Manitoba scraps legislation that would have made home warranties mandatory

Legislation to protect homebuyers from being ripped off has been scrapped by the Manitoba government before it even came into force.

Province argues NDP legislation bogged down by too many regulations; most homes already covered by warranties

The New Home Warranty Act, passed by the former NDP government in 2013, would have made warranties mandatory for all new homes sold in Manitoba. The Progressive Conservative government says the requirements in the act were burdensome. (Gregory Bull/The Associated Press)

Legislation to protect homebuyers from being ripped off has been scrapped by the Manitoba government before it even came into force.

The act, passed by the former NDP government in 2013, would have made warranties mandatory for all new homes sold in Manitoba.
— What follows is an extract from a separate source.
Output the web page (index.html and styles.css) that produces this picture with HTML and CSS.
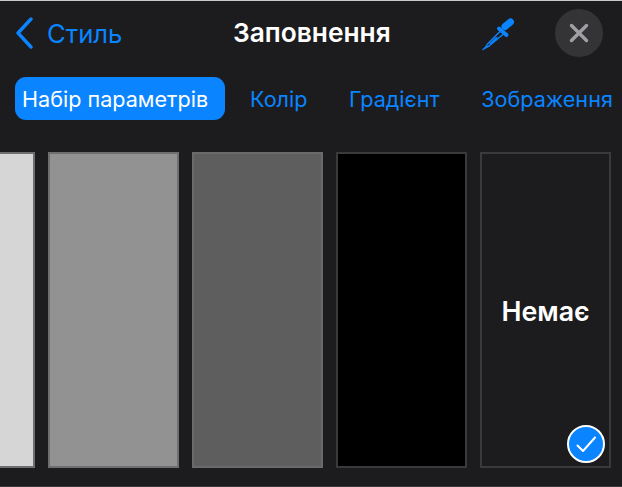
FILE: index.html
```html
<!DOCTYPE html>
<html lang="uk">
<head>
    <meta charset="UTF-8">
    <meta name="viewport" content="width=device-width, initial-scale=1.0">
    <title>Заповнення</title>
    <link rel="stylesheet" href="styles.css">
</head>
<body>
    <div class="panel">
        <!-- Top bar -->
        <div class="top-bar">
            <div class="back">
                <svg class="back-icon" width="18" height="32" viewBox="0 0 18 32"><path d="M16 2 L3 16 L16 30" fill="none" stroke="#0a84ff" stroke-width="3.4" stroke-linecap="round" stroke-linejoin="round"/></svg>
                <span>Стиль</span>
            </div>
            <div class="title">Заповнення</div>
            <svg class="dropper" width="34" height="34" viewBox="0 0 34 34">
                <path d="M24 9.500 L29.500 5" stroke="#0a84ff" stroke-width="7" stroke-linecap="round"/>
                <path d="M18 11.500 L25.500 18" stroke="#0a84ff" stroke-width="4" stroke-linecap="round"/>
                <path d="M19 14.500 L6.500 27 L4 31 L8 29 L22.500 17" fill="none" stroke="#0a84ff" stroke-width="1.400" stroke-linejoin="round"/>
                <path d="M8 27 L15 20 L17 20.500 L10 27.500 Z" fill="#0a84ff"/>
                <path d="M2 32.500 L4.500 30.500" stroke="#0a84ff" stroke-width="1.600" stroke-linecap="round"/>
            </svg>
            <div class="close">
                <svg width="20" height="20" viewBox="0 0 20 20"><path d="M2.500 2.500 L17.500 17.500 M17.500 2.500 L2.500 17.500" stroke="#a0a0a4" stroke-width="3.400" stroke-linecap="round"/></svg>
            </div>
        </div>

        <!-- Tabs -->
        <div class="tabs">
            <div class="tab active">Набір параметрів</div>
            <div class="tab">Колір</div>
            <div class="tab">Градієнт</div>
            <div class="tab">Зображення</div>
        </div>

        <!-- Swatches -->
        <div class="swatches">
            <div class="swatch light"></div>
            <div class="swatch mid"></div>
            <div class="swatch dark"></div>
            <div class="swatch black"></div>
            <div class="swatch none">
                <span class="none-label">Немає</span>
                <div class="check">
                    <svg width="24" height="20" viewBox="0 0 24 20"><path d="M3.500 11.500 L9 17 L21 3.500" fill="none" stroke="#fff" stroke-width="2" stroke-linecap="round" stroke-linejoin="round"/></svg>
                </div>
            </div>
        </div>
    </div>
</body>
</html>
```

FILE: styles.css
```css
* {
    box-sizing: border-box;
}

html, body {
    height: 100%;
}

body {
    margin: 0;
    padding: 0;
    overflow: hidden;
    background-color: #1c1c1e;
    font-family: 'Inter', 'Liberation Sans', sans-serif;
}

.panel {
    height: 487px;
    display: flex;
    flex-direction: column;
    border-top: 1px solid #c8c8c8;
    border-bottom: 1px solid #3a3a3c;
}

/* Top bar */
.top-bar {
    position: relative;
    height: 63px;
    padding: 1px 19px 0 15px;
    display: flex;
    align-items: center;
}

.back {
    display: flex;
    align-items: center;
    gap: 14px;
    color: #0a84ff;
    font-size: 25.7px;
}

.title {
    position: absolute;
    top: 16px;
    left: 233px;
    color: #fff;
    font-size: 26.3px;
    font-weight: 600;
}

.dropper {
    margin-left: auto;
    margin-right: 40px;
    margin-top: 2px;
}

.close {
    width: 48px;
    height: 48px;
    border-radius: 50%;
    background-color: #343437;
    display: flex;
    align-items: center;
    justify-content: center;
}

/* Tabs */
.tabs {
    margin-top: 13px;
    padding-left: 15px;
    display: flex;
    align-items: center;
    font-size: 21.6px;
    color: #0a84ff;
    gap: 41.5px;
}

.tab {
    white-space: nowrap;
}

.tab.active {
    width: 210px;
    height: 43px;
    margin-right: -16.5px;
    padding-left: 7px;
    background-color: #0a84ff;
    border-radius: 11px;
    color: #fff;
    display: flex;
    align-items: center;
}

/* Swatches */
.swatches {
    margin-top: 32px;
    margin-left: -96px;
    display: flex;
    gap: 13px;
}

.swatch {
    width: 131px;
    height: 316px;
    border: 2px solid #6e6e6e;
    flex-shrink: 0;
}

.swatch.light {
    background-color: #d6d6d6;
}

.swatch.mid {
    background-color: #929292;
}

.swatch.dark {
    background-color: #5e5e5e;
    border-color: #6a6a6a;
}

.swatch.black {
    background-color: #000;
    border-color: #3a3a3c;
}

.swatch.none {
    position: relative;
    border-color: #3a3a3c;
    color: #fff;
    font-size: 26.8px;
    font-weight: 600;
    display: flex;
    align-items: center;
    justify-content: center;
}

.none-label {
    padding-top: 2px;
}

.check {
    position: absolute;
    right: 4px;
    bottom: 3px;
    width: 38px;
    height: 38px;
    border-radius: 50%;
    background-color: #0a84ff;
    border: 2px solid #fff;
    display: flex;
    align-items: center;
    justify-content: center;
}
```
It also would have created an online registry that would give prospective homeowners a chance to look up builders and warranty coverage before a sale.

The province sounded the death knell for the act — set to come into effect in 2020, after twice being delayed by the PC government — in its latest budget, delivered Thursday.

The province said in a statement that various stakeholders were concerned the 250 regulatory requirements in the act were burdensome.

But the reversal is discouraging to Karen Somerville, who helped the NDP government draft the New Home Warranty Act.

"While there are good builders in Manitoba, there are also poor and marginal builders, and consumers need adequate protection on newly built homes," said Somerville, who advocates for greater consumer protection through the organization Canadians for Properly Built Homes.

Consumers need protection: advocate

Considering years of delays, Somerville isn't surprised the legislation won't come into effect.

"There seemed to be some sort of hiccups going on in the background that they weren't sharing with us," she said.

"It's one thing to say that they're not proceeding with this new legislation. We're wondering what's next, and what are they going to be doing to adequately protect Manitoba purchasers of newly built homes?"

It gives the customer some reassurance that they know they're dealing with a reputable builder.- Lanny McInnes, Manitoba Home Builders' Association

NDP Leader Wab Kinew also argues the government is making a mistake.

People making one of the biggest purchases of their lives "shouldn't have to worry that their new home is going to become a money pit," he said.

The province said the majority of new homes in Manitoba already have warranty coverage, and builders must comply with the Manitoba Building Code and all permit requirements.

It also said the act would have cost Manitobans $750,000 a year in registration fees. 

These standards are already in place through the Manitoba Home Builders' Association, which asks its members to carry third-party coverage on all homes they sell. 

President and CEO Lanny McInnes said mandatory warranties wouldn't have made much of a difference for the builders under his organization's watch, but might have for builders not governed by as many regulations. 

The New Home Warranty Act was set for implementation in 2017 before it was delayed twice, and finally cancelled this week. (Arca/Shutterstock)

He said most builders in and around Winnipeg are properly sanctioned, but that may not be the case in rural areas.

"It gives the customer some reassurance that they know they're dealing with a reputable builder," he said of warranties.

McInnes said he's heard stories of people who were ripped off and would have benefited from coverage. He recommends that any prospective buyer inquire about coverage before buying a home.